Gambling is an easy and well-learned task for most regular players. As such, it is reasonable to hypothesize that betting
behavior on EGMs should be intensified by the mere presence of others, as long as that mere presence also creates an environment
of uncertainty in the gambler. Gambling intensity is defined here as any marker or trace of behavior that would contribute
to long-run gambling losses. As the expected return in a commercial gaming venue is always negative, betting larger amounts,
playing faster, and placing more bets will contribute to greater losses in the long run. Likewise, final payouts are a direct
measure of gambling losses. In the current mere-presence study, the participants were predicted to gamble more intensively
on these measures in the presence of larger crowds of nonevaluative others.
One hundred thirty-two participants, including 56 males and 76 females, were recruited from newspaper-flyer advertisements
in Bundaberg, Australia. The average age of the subjects was 52.3 years (SD = 16.7, range 18–71). The cultural backgrounds of the participants included the following: 114 (86.4%) Australian, 10 (7.6%)
English, 2 (1.5%) Assyrian, and 6 (4.5%) other (unspecified). The Problem Gambling Severity Index (PGSI) (Ferris & Wynne, 2001) indicated that the problem-gambling status of the participants included 58 (43.9%) nonproblem gamblers, 28 (21.2%) low-risk
gamblers, 31 (23.5%) moderate-risk gamblers, 8 (6.1%) problem gamblers, and 7 (5.3%) unclassified due to incomplete questionnaires.
The study used a laptop-simulated EGM created in Visual Basic by the first author (cf. Rockloff, Greer, Fay, & Evans, 2011). The EGM was a traditional three-reel design, with three fruits on each reel. The player had the choice of betting 25, 50,
or 100 cents on each trial (spin), and payoffs were 10 times the amount bet (i.e., $2.50, $5.00, or $10.00, respectively).
Starting credits were $20 (2,000 cents), and the machine was rigged with a short sequence of five wins in the first 20 trials
(on spins 4, 7, 14, 18, and 20), with losses programmed thereafter. The theoretical maximum payout was $61.50, calculated
as follows: $20 starting bankroll plus $50 maximum wins less $8.50 in minimum bets required. The EGM produced the typical
sounds of play, including the music of spinning reels and winning bells.
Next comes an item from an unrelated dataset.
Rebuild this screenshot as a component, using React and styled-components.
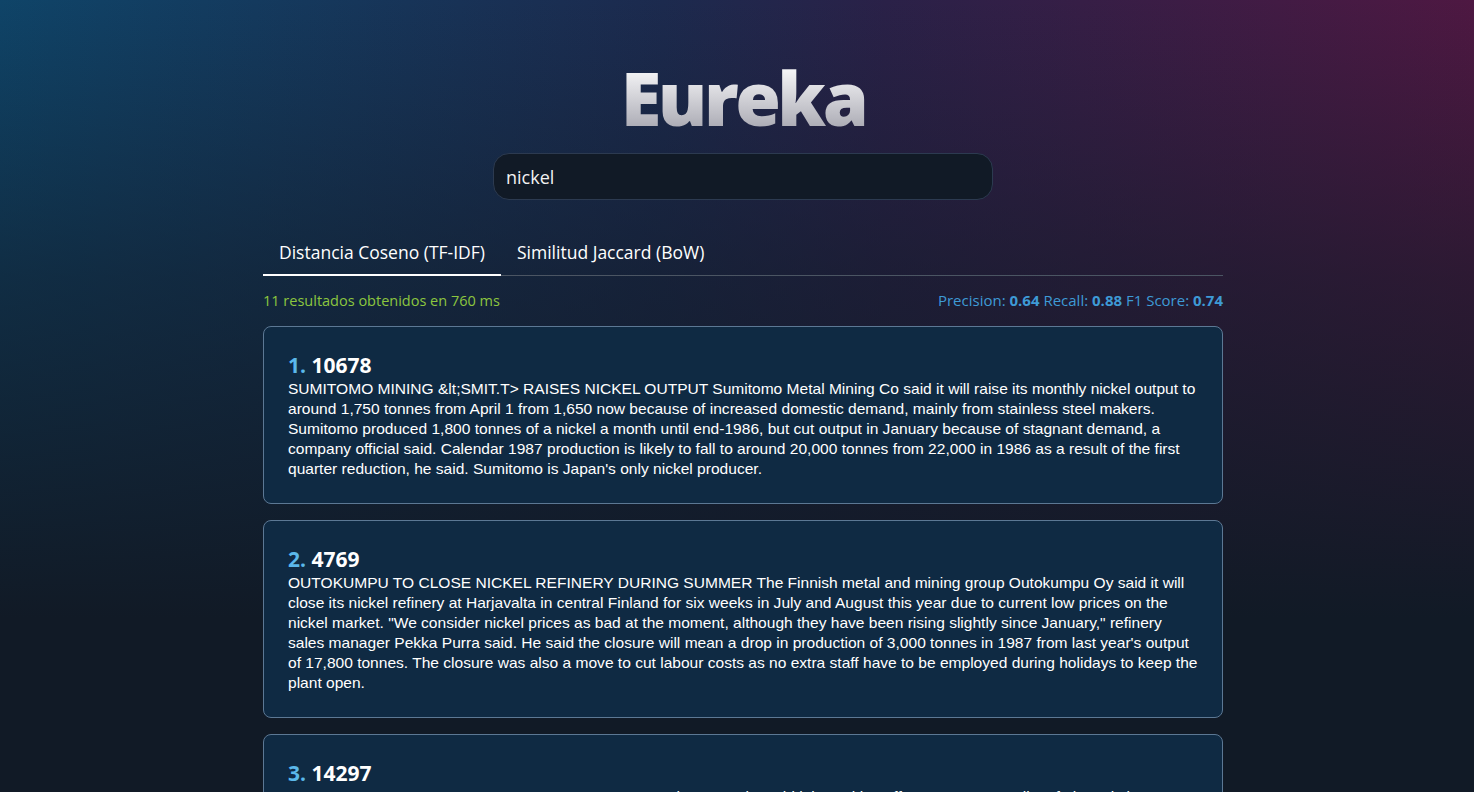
import React, { useState } from "react";
import styled, { createGlobalStyle } from "styled-components";

const GlobalStyle = createGlobalStyle`
  html, body {
    margin: 0;
    padding: 0;
    background: #111a26;
  }
  body {
    font-family: "Open Sans", "Liberation Sans", sans-serif;
    color: #ffffff;
  }
  * { box-sizing: border-box; }
`;

const results = [
  {
    id: "10678",
    text:
      "SUMITOMO MINING &lt;SMIT.T> RAISES NICKEL OUTPUT Sumitomo Metal Mining Co said it will raise its monthly nickel output to around 1,750 tonnes from April 1 from 1,650 now because of increased domestic demand, mainly from stainless steel makers. Sumitomo produced 1,800 tonnes of a nickel a month until end-1986, but cut output in January because of stagnant demand, a company official said. Calendar 1987 production is likely to fall to around 20,000 tonnes from 22,000 in 1986 as a result of the first quarter reduction, he said. Sumitomo is Japan's only nickel producer.",
  },
  {
    id: "4769",
    text:
      'OUTOKUMPU TO CLOSE NICKEL REFINERY DURING SUMMER The Finnish metal and mining group Outokumpu Oy said it will close its nickel refinery at Harjavalta in central Finland for six weeks in July and August this year due to current low prices on the nickel market. "We consider nickel prices as bad at the moment, although they have been rising slightly since January," refinery sales manager Pekka Purra said. He said the closure will mean a drop in production of 3,000 tonnes in 1987 from last year\'s output of 17,800 tonnes. The closure was also a move to cut labour costs as no extra staff have to be employed during holidays to keep the plant open.',
  },
  {
    id: "14297",
    text:
      "U.S. MINT SEEKING OFFERS ON COPPER, NICKEL The U.S. Mint said it is seeking offers on 7,500,000 lbs of electrolytic copper and 1,000,000 lbs of nickel for use in coin production. Offers are due by noon on the closing date.",
  },
];

const tabs = ["Distancia Coseno (TF-IDF)", "Similitud Jaccard (BoW)"];

export default function App() {
  const [active, setActive] = useState(0);
  const [query, setQuery] = useState("nickel");

  return (
    <Page>
      <GlobalStyle />
      <Container>
        <Title>Eureka</Title>
        <SearchInput value={query} onChange={(e) => setQuery(e.target.value)} />

        <Tabs>
          {tabs.map((t, i) => (
            <Tab key={t} $active={i === active} onClick={() => setActive(i)}>
              {t}
            </Tab>
          ))}
        </Tabs>

        <Stats>
          <Count>11 resultados obtenidos en 760 ms</Count>
          <Metrics>
            Precision: <b>0.64</b> Recall: <b>0.88</b> F1 Score: <b>0.74</b>
          </Metrics>
        </Stats>

        <List>
          {results.map((r, i) => (
            <Card key={r.id}>
              <CardTitle>
                <Rank>{i + 1}.</Rank> {r.id}
              </CardTitle>
              <CardText>{r.text}</CardText>
            </Card>
          ))}
        </List>
      </Container>
    </Page>
  );
}

const Page = styled.div`
  min-height: 100vh;
  background:
    linear-gradient(180deg, rgba(17, 26, 38, 0) 0%, rgba(17, 26, 38, 0.55) 35%, #111a26 78%),
    linear-gradient(90deg, #0f4468 0%, #1c2a4e 45%, #2a2148 60%, #4e1842 100%);
  background-attachment: fixed;
`;

const Container = styled.div`
  width: 960px;
  margin-left: calc(50% - 474px);
  padding-top: 52px;
  display: flex;
  flex-direction: column;
  align-items: center;
`;

const Title = styled.h1`
  margin: 0;
  font-family: "Open Sans", sans-serif;
  font-weight: 800;
  font-size: 74px;
  line-height: 92px;
  letter-spacing: -3.5px;
  background: linear-gradient(180deg, #f4f4f6 20%, #a3a3ad 90%);
  -webkit-background-clip: text;
  background-clip: text;
  color: transparent;
`;

const SearchInput = styled.input`
  margin-top: 9px;
  width: 500px;
  height: 47px;
  padding: 0 12px;
  border-radius: 16px;
  border: 1px solid #2c3a50;
  background: #111a26;
  color: #f2f2f2;
  font-family: "Open Sans", sans-serif;
  font-size: 18px;
  outline: none;
`;

const Tabs = styled.div`
  margin-top: 32px;
  width: 100%;
  display: flex;
  border-bottom: 1px solid #4b5563;
`;

const Tab = styled.button`
  background: none;
  border: none;
  border-bottom: 2px solid ${(p) => (p.$active ? "#ffffff" : "transparent")};
  margin-bottom: -1px;
  padding: 8px 16px 10px;
  color: #ffffff;
  font-family: "Open Sans", sans-serif;
  font-size: 17.5px;
  cursor: pointer;
`;

const Stats = styled.div`
  width: 100%;
  margin-top: 14px;
  display: flex;
  justify-content: space-between;
  align-items: center;
`;

const Count = styled.span`
  color: #8cc63f;
  font-size: 14.5px;
`;

const Metrics = styled.span`
  color: #3e9ad6;
  font-size: 15px;
  b { font-weight: 700; }
`;

const List = styled.div`
  width: 100%;
  margin-top: 16px;
  display: flex;
  flex-direction: column;
  gap: 16px;
`;

const Card = styled.div`
  padding: 24px;
  border: 1px solid #5c7894;
  border-radius: 8px;
  background: #0f2a43;
`;

const CardTitle = styled.h2`
  margin: 0;
  font-size: 21px;
  line-height: 28px;
  font-weight: 700;
  color: #ffffff;
`;

const Rank = styled.span`
  color: #5bb8ea;
`;

const CardText = styled.p`
  margin: 0;
  font-family: "Liberation Sans", Arial, sans-serif;
  font-size: 15.55px;
  line-height: 20px;
  color: #ffffff;
`;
In the alone control condition, subjects were given $20 compensation and completed a basic demographic questionnaire as well
as the PGSI (Ferris & Wynne, 2001). Subjects in the alone condition proceeded immediately to the EGM task (n = 41). By random assignment, other participants were placed in the six-person mere-presence condition (five-person video
plus one live confederate, n = 43) or the 26-person mere-presence condition (25-person video plus one live confederate, n = 48). In the two mere-presence test conditions, subjects sat alongside one live confederate (a fake subject), who was described
as participating in a separate study on sensory deprivation. The experimenter stated, “I'll be running both studies today.”
Both the participant and the confederate were given $20 as compensation for their arrival at the session.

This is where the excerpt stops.